The calculation can be illustrated using the following graphic:

Please note the sequence of pair formation. For example, the Cartesian product A x B does not correspond to the same quantity as the Cartesian product B x A.

A × B = {(x,1), (x,2), (x,3), (y,1), (y,2), (y,3), (z,1), (z,2), (z,3)}

B × A = {(1,x), (1,y), (1,z), (2,x), (2,y), (2,z), (3,x), (3,y), (3,z)}

In SQL terminology, an operation in which the Cartesian product is formed from two database tables is called “cross JOIN.” In practice, cross JOINS are rarely used due to the unfiltered result set.

The selection

Selection is a relational algebra operation that allows you to select specific tuples in an initial set and output them as a result set. Which tuples are included in the result set can be determined by a comparison expression. The result of the selection is a set of tuples that fulfill the selection condition defined in the comparison expression. The Greek letter sigma (σ) is used as an operator. The operation is noted as follows:

σF (R)

The placeholder “F” corresponds to the relational expression, a formula of logical predicates that define the selection conditions. R stands for the dataset to be selected. Alternatively, the linear notation R[F] can be used.

The usual comparison operators are available for formulating selection conditions: for example, equal to (=), greater than (>) or less than (<).

We will explain the selection using an example that we have already introduced in the basic text of the relational database model. The following table shows fictitious personnel data that a company could have entered for its employees. The personnel number (e_id), the name (surname, first name), the social security number (ssn), the address (street, number, zip code) and the assigned company car (company car ID) are specified for each employee.

Table: employees

e_id Surname First name ssn Street No. Zip code location vehicle_id
1 Schmidt Jack 25 120512 S 477 Main St. 1 11111 Denver 3
2 Muller Blain 25 100615 M 694 Station St. 2 22222 Boulder 1
3 McClain Walker 25 091225 M 463 Market Alley 3 33333 Denver 1
4 Cohn Greg 25 170839 K 783 Forest Way 4 44444 Niwot 2

If we want to select the employee table so that only the employees who drive the vehicle with the vehicle_id 1 are displayed, we can proceed as follows.

σvehicle_id=1(employee)

We only retrieve the tuples where the value in the column vehicle_id is 1.

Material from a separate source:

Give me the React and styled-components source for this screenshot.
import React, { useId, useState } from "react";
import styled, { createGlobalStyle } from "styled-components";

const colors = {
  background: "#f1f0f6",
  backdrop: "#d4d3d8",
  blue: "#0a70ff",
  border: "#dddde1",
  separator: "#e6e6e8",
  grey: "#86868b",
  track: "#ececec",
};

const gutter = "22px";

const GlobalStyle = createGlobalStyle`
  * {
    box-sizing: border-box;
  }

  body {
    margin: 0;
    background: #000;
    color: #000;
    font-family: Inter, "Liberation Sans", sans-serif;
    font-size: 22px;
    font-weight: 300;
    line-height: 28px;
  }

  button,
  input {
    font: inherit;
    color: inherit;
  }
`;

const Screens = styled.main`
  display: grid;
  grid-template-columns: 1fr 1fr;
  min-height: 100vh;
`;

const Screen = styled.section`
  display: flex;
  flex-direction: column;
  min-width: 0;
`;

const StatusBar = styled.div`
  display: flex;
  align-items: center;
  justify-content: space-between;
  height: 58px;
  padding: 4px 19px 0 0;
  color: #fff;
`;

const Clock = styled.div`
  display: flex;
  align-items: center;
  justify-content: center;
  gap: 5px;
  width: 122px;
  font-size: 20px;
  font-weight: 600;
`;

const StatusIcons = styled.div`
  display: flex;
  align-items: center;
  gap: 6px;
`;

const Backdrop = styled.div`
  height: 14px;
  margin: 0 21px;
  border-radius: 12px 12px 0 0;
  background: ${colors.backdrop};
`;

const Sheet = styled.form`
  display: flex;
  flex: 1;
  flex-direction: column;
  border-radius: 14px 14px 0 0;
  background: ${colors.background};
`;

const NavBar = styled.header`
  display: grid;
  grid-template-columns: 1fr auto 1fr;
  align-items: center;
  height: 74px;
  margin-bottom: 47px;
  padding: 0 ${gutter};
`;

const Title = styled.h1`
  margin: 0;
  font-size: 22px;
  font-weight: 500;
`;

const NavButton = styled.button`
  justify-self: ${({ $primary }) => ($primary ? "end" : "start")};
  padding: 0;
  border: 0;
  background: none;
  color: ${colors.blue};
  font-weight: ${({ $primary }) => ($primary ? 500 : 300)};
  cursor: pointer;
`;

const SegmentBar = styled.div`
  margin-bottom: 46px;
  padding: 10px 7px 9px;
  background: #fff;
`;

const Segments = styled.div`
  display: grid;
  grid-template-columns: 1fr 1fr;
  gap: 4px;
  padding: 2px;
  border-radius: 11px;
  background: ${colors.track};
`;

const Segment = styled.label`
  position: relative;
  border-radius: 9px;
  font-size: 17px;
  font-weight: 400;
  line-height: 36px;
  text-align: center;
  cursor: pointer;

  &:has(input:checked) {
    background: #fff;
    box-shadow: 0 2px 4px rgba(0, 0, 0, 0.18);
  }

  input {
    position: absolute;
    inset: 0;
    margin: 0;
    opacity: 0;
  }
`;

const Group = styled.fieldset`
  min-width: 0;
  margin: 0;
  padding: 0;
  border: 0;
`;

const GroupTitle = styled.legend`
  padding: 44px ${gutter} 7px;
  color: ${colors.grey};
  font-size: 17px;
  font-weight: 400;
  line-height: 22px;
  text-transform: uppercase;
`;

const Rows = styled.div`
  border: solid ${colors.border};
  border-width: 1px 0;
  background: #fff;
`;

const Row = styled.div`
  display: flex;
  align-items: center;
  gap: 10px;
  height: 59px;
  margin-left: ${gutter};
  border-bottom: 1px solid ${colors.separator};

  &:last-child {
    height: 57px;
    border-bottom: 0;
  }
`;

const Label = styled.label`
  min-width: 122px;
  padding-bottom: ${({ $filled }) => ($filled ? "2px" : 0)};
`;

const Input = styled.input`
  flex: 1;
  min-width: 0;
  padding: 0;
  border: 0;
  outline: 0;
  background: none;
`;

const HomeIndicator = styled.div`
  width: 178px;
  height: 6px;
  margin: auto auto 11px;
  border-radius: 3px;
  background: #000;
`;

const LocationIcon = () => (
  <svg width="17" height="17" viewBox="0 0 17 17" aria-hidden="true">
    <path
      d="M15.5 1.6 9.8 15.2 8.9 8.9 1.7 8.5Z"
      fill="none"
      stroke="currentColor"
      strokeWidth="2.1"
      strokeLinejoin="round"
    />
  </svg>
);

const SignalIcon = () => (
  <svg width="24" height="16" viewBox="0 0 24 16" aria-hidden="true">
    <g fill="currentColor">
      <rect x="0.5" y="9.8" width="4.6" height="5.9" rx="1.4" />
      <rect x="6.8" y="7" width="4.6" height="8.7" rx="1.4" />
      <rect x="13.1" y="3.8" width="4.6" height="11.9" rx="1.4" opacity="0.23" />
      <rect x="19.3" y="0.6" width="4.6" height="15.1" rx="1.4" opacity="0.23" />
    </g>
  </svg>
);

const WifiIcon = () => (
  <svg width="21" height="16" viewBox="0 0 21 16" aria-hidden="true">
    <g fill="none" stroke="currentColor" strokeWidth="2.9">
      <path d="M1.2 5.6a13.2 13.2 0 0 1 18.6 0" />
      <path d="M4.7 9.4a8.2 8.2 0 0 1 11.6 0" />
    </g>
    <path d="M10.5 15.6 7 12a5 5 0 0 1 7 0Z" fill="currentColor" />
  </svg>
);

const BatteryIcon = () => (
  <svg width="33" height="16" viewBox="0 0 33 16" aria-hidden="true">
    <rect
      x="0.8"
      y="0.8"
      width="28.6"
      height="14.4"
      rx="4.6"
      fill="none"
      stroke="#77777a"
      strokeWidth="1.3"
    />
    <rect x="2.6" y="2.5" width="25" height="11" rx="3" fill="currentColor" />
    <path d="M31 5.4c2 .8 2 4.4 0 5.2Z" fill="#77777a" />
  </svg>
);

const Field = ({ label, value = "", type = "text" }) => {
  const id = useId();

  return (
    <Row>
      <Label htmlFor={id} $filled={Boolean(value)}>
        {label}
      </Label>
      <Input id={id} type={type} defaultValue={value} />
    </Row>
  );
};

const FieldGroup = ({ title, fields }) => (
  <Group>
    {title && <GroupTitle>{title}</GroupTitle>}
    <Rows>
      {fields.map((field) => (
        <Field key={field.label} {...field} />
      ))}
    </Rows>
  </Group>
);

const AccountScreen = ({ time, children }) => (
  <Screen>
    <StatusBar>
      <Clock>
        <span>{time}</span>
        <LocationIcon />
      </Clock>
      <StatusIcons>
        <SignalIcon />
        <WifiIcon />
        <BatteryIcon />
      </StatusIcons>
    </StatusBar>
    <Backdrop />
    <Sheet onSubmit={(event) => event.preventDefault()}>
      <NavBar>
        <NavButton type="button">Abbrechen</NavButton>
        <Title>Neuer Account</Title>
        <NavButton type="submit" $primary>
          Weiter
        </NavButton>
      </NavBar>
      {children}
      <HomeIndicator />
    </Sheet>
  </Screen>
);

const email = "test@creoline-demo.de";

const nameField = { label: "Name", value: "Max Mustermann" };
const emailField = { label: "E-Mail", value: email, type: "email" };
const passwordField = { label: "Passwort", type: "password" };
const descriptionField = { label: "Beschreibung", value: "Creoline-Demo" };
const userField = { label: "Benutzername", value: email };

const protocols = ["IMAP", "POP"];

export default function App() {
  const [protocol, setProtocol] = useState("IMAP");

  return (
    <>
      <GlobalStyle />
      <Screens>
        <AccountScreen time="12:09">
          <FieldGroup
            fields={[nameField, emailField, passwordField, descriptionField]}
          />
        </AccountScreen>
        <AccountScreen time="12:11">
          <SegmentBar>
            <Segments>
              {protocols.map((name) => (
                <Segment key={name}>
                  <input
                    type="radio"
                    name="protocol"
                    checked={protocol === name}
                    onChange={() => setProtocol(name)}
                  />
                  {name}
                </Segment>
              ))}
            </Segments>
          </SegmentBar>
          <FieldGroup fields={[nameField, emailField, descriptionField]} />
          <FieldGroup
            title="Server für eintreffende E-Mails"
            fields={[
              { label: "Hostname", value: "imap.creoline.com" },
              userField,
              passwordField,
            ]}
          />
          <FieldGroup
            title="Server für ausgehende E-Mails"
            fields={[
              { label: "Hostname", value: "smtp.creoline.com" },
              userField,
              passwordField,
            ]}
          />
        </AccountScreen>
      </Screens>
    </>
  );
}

The results are shown in the following table:

Table: employee (selected)

e_id Surname First name svn Street No. Zip code location vehicle_id
2 Muller Blain 25 100615 M 694 Station St. 2 22222 Boulder 1
3 McClain Walker 25 091225 M 463 Market Alley 3 33333 Denver 1

In the SQL database language, selection conditions are defined using the “WHERE” command.

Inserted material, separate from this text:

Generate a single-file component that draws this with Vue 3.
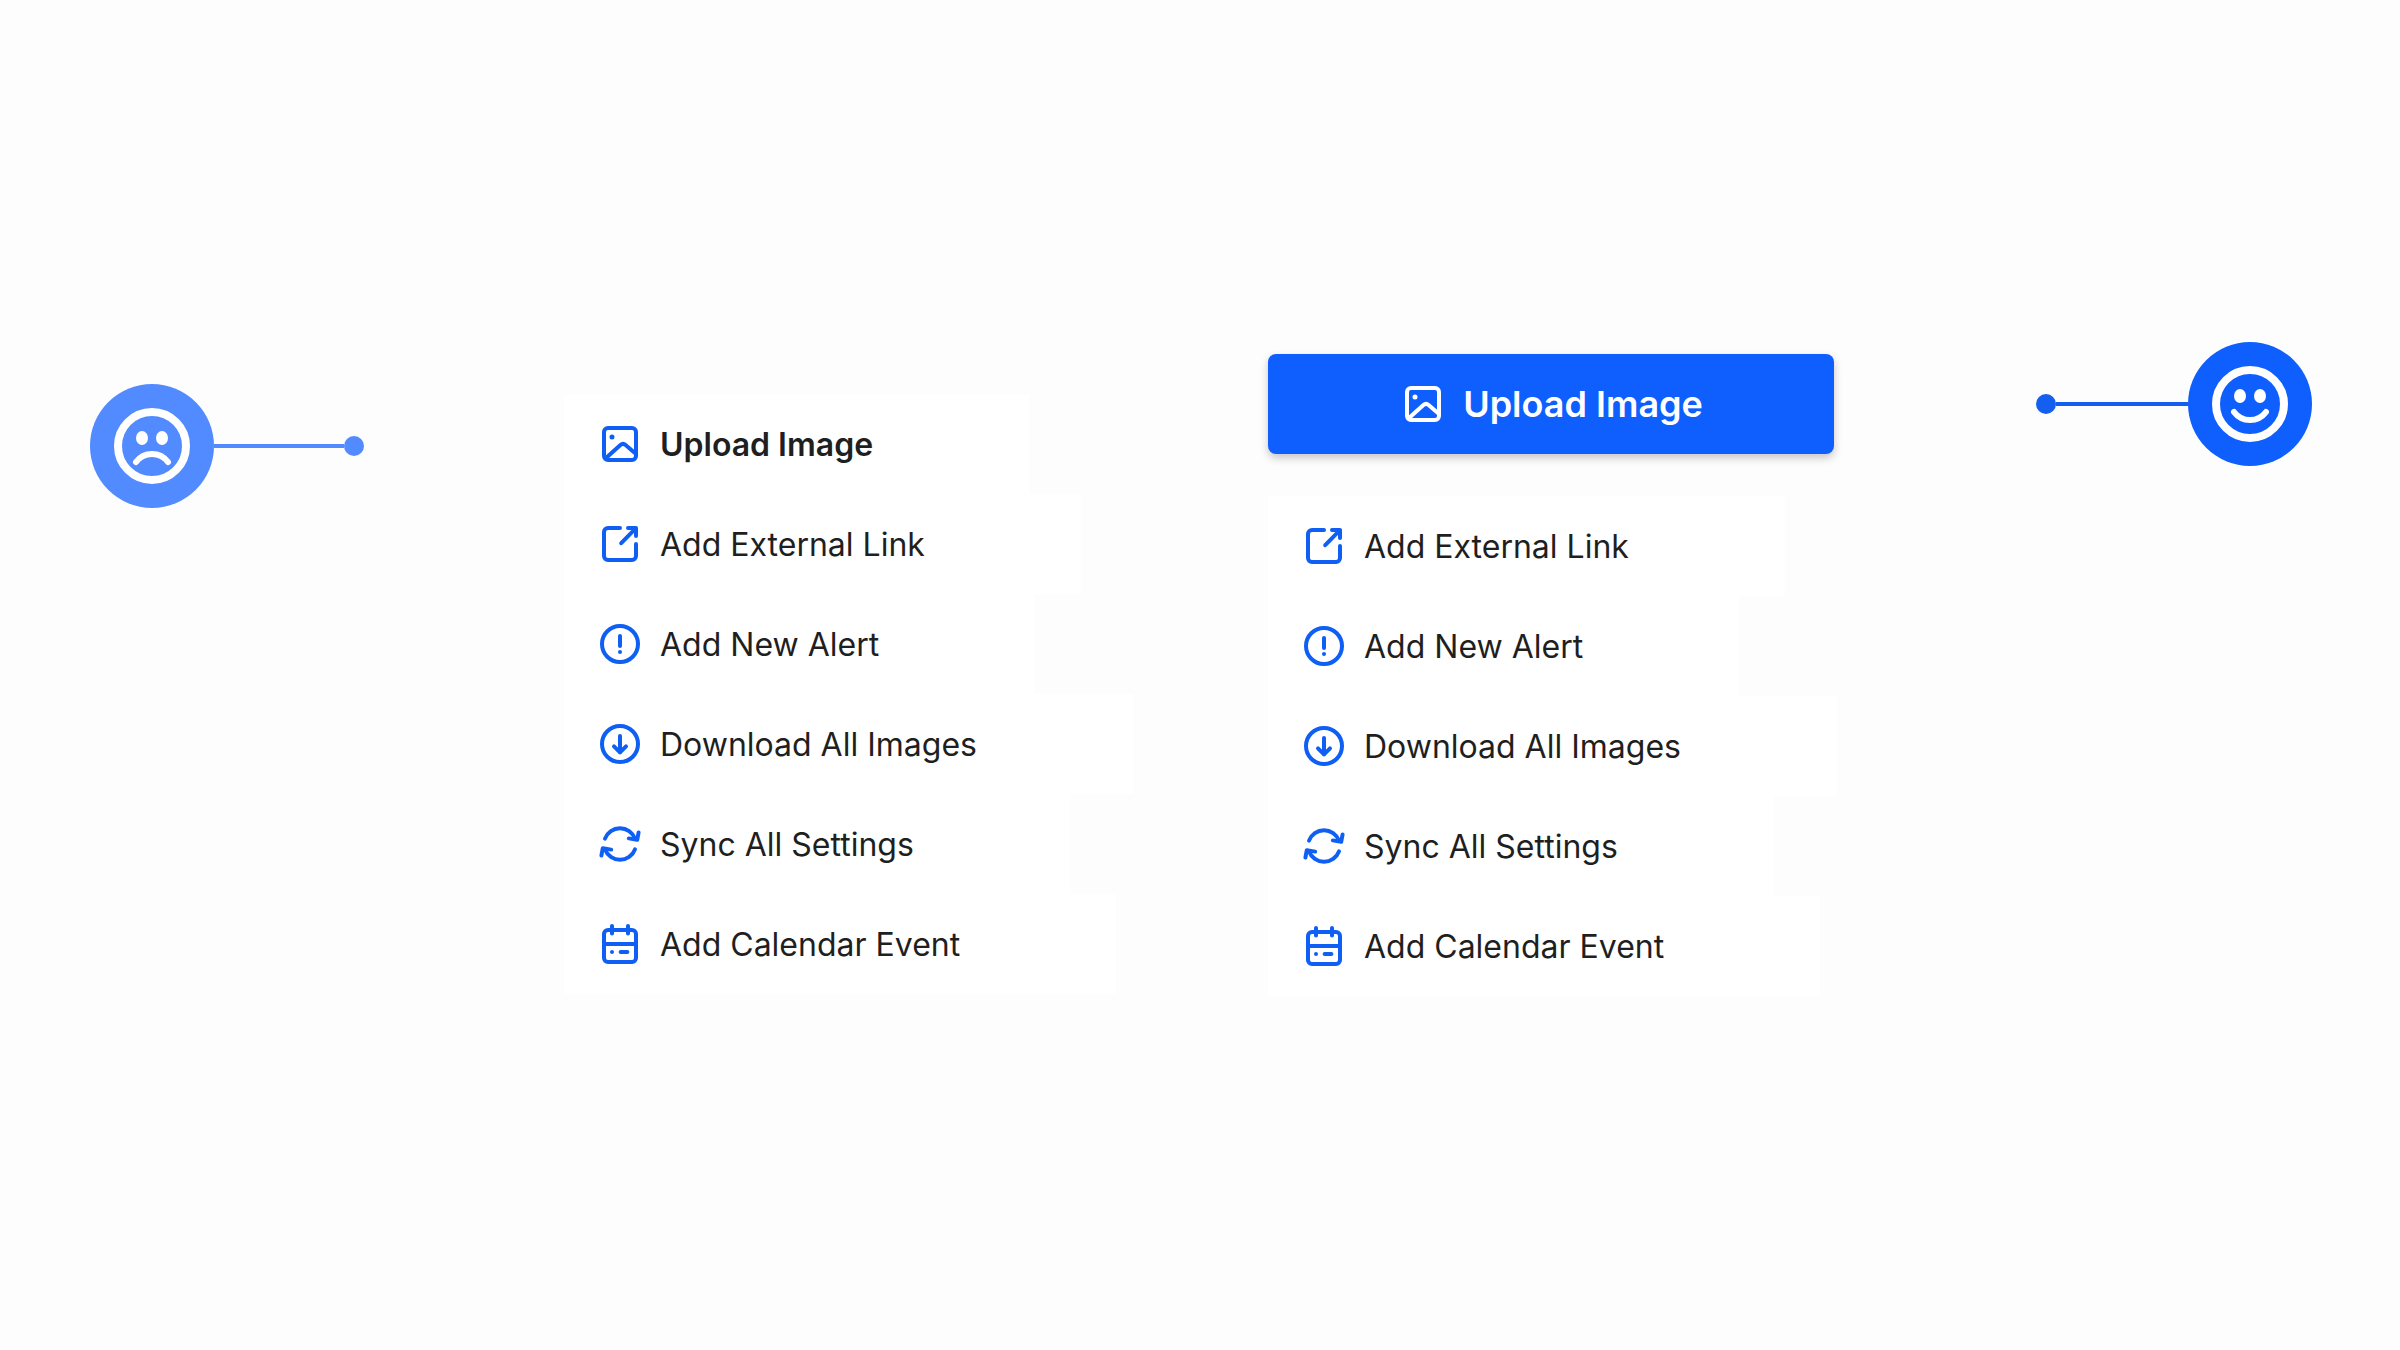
<script setup>
const icons = {
  image: ['M6 4h12a2 2 0 0 1 2 2v12a2 2 0 0 1-2 2H6a2 2 0 0 1-2-2V6a2 2 0 0 1 2-2z', 'M5 19l7.2-6.5q1.3-1.1 2.6 0L20 17', 'M7.75 8.5a.25.25 0 1 0 .5 0a.25.25 0 1 0-.5 0'],
  external: ['M12 4H6a2 2 0 0 0-2 2v12a2 2 0 0 0 2 2h12a2 2 0 0 0 2-2v-6', 'M16 4h4v4', 'M19.6 4.4L12.6 11.6'],
  alert: ['M12 3a9 9 0 1 0 0 18a9 9 0 1 0 0-18z', 'M12 8v5', 'M12 16v.01'],
  download: ['M12 3a9 9 0 1 0 0 18a9 9 0 1 0 0-18z', 'M12 8v8', 'M9 13.2l3 3l3-3'],
  sync: ['M4.5 9.3A8 8 0 0 1 19.5 9.3', 'M21.3 6.2L20.6 9.9L16.4 9.2', 'M19.5 14.7A8 8 0 0 1 4.5 14.7', 'M2.7 17.8L3.4 14.1L7.6 14.8'],
  calendar: ['M6 5h12a2 2 0 0 1 2 2v12a2 2 0 0 1-2 2H6a2 2 0 0 1-2-2V7a2 2 0 0 1 2-2z', 'M8 3v3.7', 'M16 3v3.7', 'M4 12h16', 'M8 16v.01', 'M12.3 16h3.4'],
}

const actions = [
  { icon: 'external', label: 'Add External Link' },
  { icon: 'alert', label: 'Add New Alert' },
  { icon: 'download', label: 'Download All Images' },
  { icon: 'sync', label: 'Sync All Settings' },
  { icon: 'calendar', label: 'Add Calendar Event' },
]

const allActions = [{ icon: 'image', label: 'Upload Image', strong: true }, ...actions]
</script>

<template>
  <main class="page">
    <section class="example before">
      <div class="marker sad">
        <svg class="face" viewBox="0 0 124 124" role="img" aria-label="Weak hierarchy">
          <circle cx="62" cy="62" r="62" fill="currentColor" />
          <circle cx="62" cy="62" r="34" fill="none" stroke="#fff" stroke-width="8" />
          <ellipse cx="52" cy="54" rx="6" ry="7" fill="#fff" />
          <ellipse cx="72" cy="54" rx="6" ry="7" fill="#fff" />
          <path d="M46 78A20 20 0 0 1 78 78" fill="none" stroke="#fff" stroke-width="6" stroke-linecap="round" />
        </svg>
        <span class="line"></span>
        <span class="dot"></span>
      </div>
      <ul class="menu">
        <li v-for="item in allActions" :key="item.label">
          <button type="button" class="row" :class="{ strong: item.strong }">
            <svg class="icon" viewBox="0 0 24 24" aria-hidden="true">
              <path v-for="d in icons[item.icon]" :key="d" :d="d" />
            </svg>
            <span>{{ item.label }}</span>
          </button>
        </li>
      </ul>
    </section>

    <section class="example after">
      <div class="stack">
        <button type="button" class="primary">
          <svg class="icon" viewBox="0 0 24 24" aria-hidden="true">
            <path v-for="d in icons.image" :key="d" :d="d" />
          </svg>
          <span>Upload Image</span>
        </button>
        <ul class="menu">
          <li v-for="item in actions" :key="item.label">
            <button type="button" class="row">
              <svg class="icon" viewBox="0 0 24 24" aria-hidden="true">
                <path v-for="d in icons[item.icon]" :key="d" :d="d" />
              </svg>
              <span>{{ item.label }}</span>
            </button>
          </li>
        </ul>
      </div>
      <div class="marker happy">
        <span class="dot"></span>
        <span class="line"></span>
        <svg class="face" viewBox="0 0 124 124" role="img" aria-label="Strong hierarchy">
          <circle cx="62" cy="62" r="62" fill="currentColor" />
          <circle cx="62" cy="62" r="34" fill="none" stroke="#fff" stroke-width="8" />
          <ellipse cx="52" cy="54" rx="6" ry="7" fill="#fff" />
          <ellipse cx="72" cy="54" rx="6" ry="7" fill="#fff" />
          <path d="M46 70A20 20 0 0 0 78 70" fill="none" stroke="#fff" stroke-width="6" stroke-linecap="round" />
        </svg>
      </div>
    </section>
  </main>
</template>

<style>
body {
  margin: 0;
  background: #fdfdfd;
}
</style>

<style scoped>
.page {
  box-sizing: border-box;
  min-height: 100vh;
  padding: 342px 88px 80px 90px;
  display: flex;
  justify-content: space-between;
  align-items: flex-start;
  font-family: Inter, "Liberation Sans", sans-serif;
  color: #1f1f1f;
}

.example {
  display: flex;
  align-items: flex-start;
  gap: 200px;
}

.before {
  padding-top: 42px;
}

.after {
  gap: 202px;
}

.before .menu {
  margin-top: 10px;
}

.stack {
  width: 566px;
  margin-top: 12px;
  display: flex;
  flex-direction: column;
  gap: 42px;
}

.marker {
  display: flex;
  align-items: center;
}

.sad {
  color: #528aff;
}

.happy {
  color: #0f5fff;
}

.face {
  display: block;
  width: 124px;
  height: 124px;
}

.line {
  width: 132px;
  height: 4px;
  background: currentColor;
}

.sad .line {
  width: 130px;
}

.happy .line,
.happy .dot {
  background: #155ff0;
}

.dot {
  width: 20px;
  height: 20px;
  border-radius: 50%;
  background: currentColor;
}

.menu {
  margin: 0;
  padding: 0;
  list-style: none;
}

.row,
.primary {
  display: flex;
  align-items: center;
  gap: 16px;
  height: 100px;
  border: 0;
  font-family: inherit;
  white-space: nowrap;
  cursor: pointer;
}

.row {
  padding: 0 156px 0 32px;
  background: #fff;
  color: inherit;
  font-size: 32px;
  font-weight: 400;
}

.row.strong {
  font-weight: 600;
}

.row .icon {
  color: #0f5ff5;
}

.primary {
  justify-content: center;
  padding: 0 32px;
  border-radius: 8px;
  background: #0f5fff;
  color: #fff;
  font-size: 36px;
  font-weight: 600;
  box-shadow: 0 4px 8px rgba(0, 0, 0, 0.22);
}

.icon {
  flex: none;
  width: 48px;
  height: 48px;
  fill: none;
  stroke: currentColor;
  stroke-width: 2;
  stroke-linecap: round;
  stroke-linejoin: round;
}
</style>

SELECT * FROM employee WHERE employee.vehicle_id = 1;

If a tuple fulfils the condition vehicle_id=1, the values of all columns should be shown for this tuple.

Note

The asterisk (*) represents all columns in a table in the SQL syntax.

Combination of Cartesian product and selection

All common JOIN types combine the Cartesian product with a selection condition. To explain this kind of database operation, we will reduce the “employees” table to four columns for the sake of clarity. In addition, we will introduce the car table, where detailed information on the company’s vehicle fleet is kept.

Both tables are linked to each other using a foreign key relationship. The primary key of the “car” table functions as a foreign key in the “employees” table.

Table: employee

e_id Surname First name vehicle_id
1 Schmidt Jack 3
2 Muller Blain 1
3 McClain Walker 1
4 Cohn Greg 2

Table: car

vehicle_id Make Model Registration Year State inspection
1 VW Caddy B KH 778 2016 18.12.2018
2 Opel Astra B PO 654 2010 12.08.2019
3 BMW X6 B MW 780 2017 01.09.2018
Note

Storing information in different database tables is a basic concept of the relational database model. The advantages of this kind of database design and its implementation are discussed in an article on normalization of databases.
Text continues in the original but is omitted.